To tokenize a single line, we create a FSharpLineTokenizer by calling CreateLineTokenizer on the FSharpSourceTokenizer object that we created earlier:

let tokenizer = sourceTok.CreateLineTokenizer("let answer=42")

Now, we can write a simple recursive function that calls ScanToken on the tokenizer until it returns None (indicating the end of line). When the function succeeds, it returns FSharpTokenInfo object with all the interesting details:

/// Tokenize a single line of F# code
let rec tokenizeLine (tokenizer:FSharpLineTokenizer) state =
  match tokenizer.ScanToken(state) with
  | Some tok, state ->
      // Print token name
      printf "%s " tok.TokenName
      // Tokenize the rest, in the new state
      tokenizeLine tokenizer state
  | None, state -> state

The function returns the new state, which is needed if you need to tokenize multiple lines and an earlier line ends with a multi-line comment. As an initial state, we can use 0L:

tokenizeLine tokenizer FSharpTokenizerLexState.Initial

The result is a sequence of tokens with names LET, WHITESPACE, IDENT, EQUALS and INT32. There is a number of interesting properties on FSharpTokenInfo including:

  • CharClass and ColorClass return information about the token category that can be used for colorizing F# code.
  • LeftColumn and RightColumn return the location of the token inside the line.
  • TokenName is the name of the token (as defined in the F# lexer)
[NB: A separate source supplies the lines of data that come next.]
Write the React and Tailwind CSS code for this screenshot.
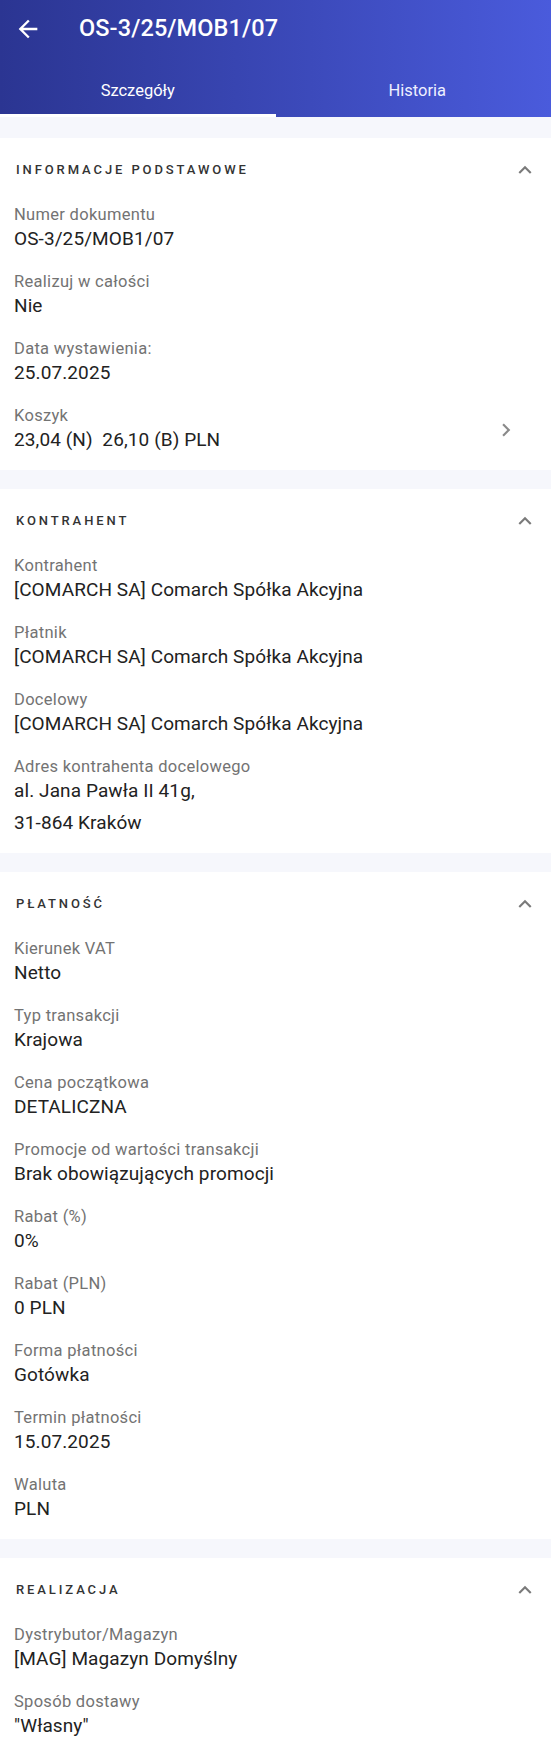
import React from "react";

const sections = [
  {
    title: "INFORMACJE PODSTAWOWE",
    items: [
      { label: "Numer dokumentu", value: "OS-3/25/MOB1/07" },
      { label: "Realizuj w całości", value: "Nie" },
      { label: "Data wystawienia:", value: "25.07.2025" },
      { label: "Koszyk", value: "23,04 (N)  26,10 (B) PLN", link: true },
    ],
  },
  {
    title: "KONTRAHENT",
    items: [
      { label: "Kontrahent", value: "[COMARCH SA] Comarch Spółka Akcyjna" },
      { label: "Płatnik", value: "[COMARCH SA] Comarch Spółka Akcyjna" },
      { label: "Docelowy", value: "[COMARCH SA] Comarch Spółka Akcyjna" },
      {
        label: "Adres kontrahenta docelowego",
        value: "al. Jana Pawła II 41g,",
        extra: "31-864 Kraków",
      },
    ],
  },
  {
    title: "PŁATNOŚĆ",
    items: [
      { label: "Kierunek VAT", value: "Netto" },
      { label: "Typ transakcji", value: "Krajowa" },
      { label: "Cena początkowa", value: "DETALICZNA" },
      { label: "Promocje od wartości transakcji", value: "Brak obowiązujących promocji" },
      { label: "Rabat (%)", value: "0%" },
      { label: "Rabat (PLN)", value: "0 PLN" },
      { label: "Forma płatności", value: "Gotówka" },
      { label: "Termin płatności", value: "15.07.2025" },
      { label: "Waluta", value: "PLN" },
    ],
  },
  {
    title: "REALIZACJA",
    items: [
      { label: "Dystrybutor/Magazyn", value: "[MAG] Magazyn Domyślny" },
      { label: "Sposób dostawy", value: "\"Własny\"" },
    ],
  },
];

const BackIcon = () => (
  <svg viewBox="0 0 24 24" className="w-[28px] h-[28px]" fill="#ffffff">
    <path d="M20 11H7.83l5.59-5.59L12 4l-8 8 8 8 1.41-1.41L7.83 13H20v-2z" />
  </svg>
);

const ExpandLess = () => (
  <svg viewBox="0 0 24 24" className="w-[26px] h-[26px]" fill="#7a7a7a">
    <path d="M7.41 15.41L12 10.83l4.59 4.58L18 14l-6-6-6 6z" />
  </svg>
);

const ChevronRight = () => (
  <svg viewBox="0 0 24 24" className="w-[26px] h-[26px]" fill="#8a8a8a">
    <path d="M10 6L8.59 7.41 13.17 12l-4.58 4.59L10 18l6-6z" />
  </svg>
);

const Field = ({ item }) => (
  <div className="flex items-center">
    <div className="flex-1 min-w-0">
      <div className="text-[16.5px] leading-[21px] tracking-[0.3px] text-[#737373]">
        {item.label}
      </div>
      <div className="text-[19px] leading-[28px] tracking-[0.1px] text-[#222222] whitespace-pre">
        {item.value}
      </div>
      {item.extra && (
        <div className="mt-[4px] text-[19px] leading-[28px] tracking-[0.1px] text-[#222222]">
          {item.extra}
        </div>
      )}
    </div>
    {item.link && (
      <div className="mr-[18px]">
        <ChevronRight />
      </div>
    )}
  </div>
);

const Section = ({ section }) => (
  <div className="bg-white pt-[20px] pb-[16px]">
    <div className="flex items-center justify-between h-[24px] pl-[16px] pr-[13px]">
      <span className="text-[13px] font-medium tracking-[2.9px] text-[#333333]">
        {section.title}
      </span>
      <ExpandLess />
    </div>
    <div className="mt-[22px] px-[14px] flex flex-col gap-[18px]">
      {section.items.map((item) => (
        <Field key={item.label} item={item} />
      ))}
    </div>
  </div>
);

const App = () => {
  return (
    <div
      className="w-full min-h-screen bg-[#f6f7fc]"
      style={{ fontFamily: "Roboto, 'Liberation Sans', sans-serif" }}
    >
      <div className="bg-gradient-to-r from-[#2b3592] to-[#4a5bdc] text-white">
        <div className="h-[57px] flex items-center pl-[14px] pt-[1px]">
          <BackIcon />
          <span className="ml-[37px] text-[23.5px] font-medium tracking-[0.1px]">
            OS-3/25/MOB1/07
          </span>
        </div>
        <div className="grid grid-cols-2 h-[60px]">
          <div className="flex justify-center pt-[11px] border-b-[3px] border-white">
            <span className="text-[16.5px] leading-[46px]">Szczegóły</span>
          </div>
          <div className="flex justify-center pt-[11px] pl-[8px] border-b-[3px] border-transparent">
            <span className="text-[16.5px] leading-[46px] text-[#eef0ff]">Historia</span>
          </div>
        </div>
      </div>
      <div className="flex flex-col gap-[19px] pt-[21px]">
        {sections.map((s) => (
          <Section key={s.title} section={s} />
        ))}
      </div>
    </div>
  );
};

export default App;
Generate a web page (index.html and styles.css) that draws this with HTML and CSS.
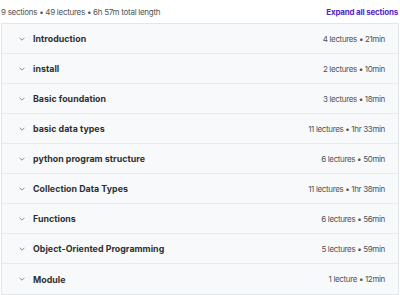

Note that the tokenizer is stateful - if you want to tokenize single line multiple times, you need to call CreateLineTokenizer again.

Tokenizing sample code

To run the tokenizer on a longer sample code or an entire file, you need to read the sample input as a collection of string values:

let lines = """
  // Hello world
  let hello() =
     printfn "Hello world!" """.Split('\r','\n')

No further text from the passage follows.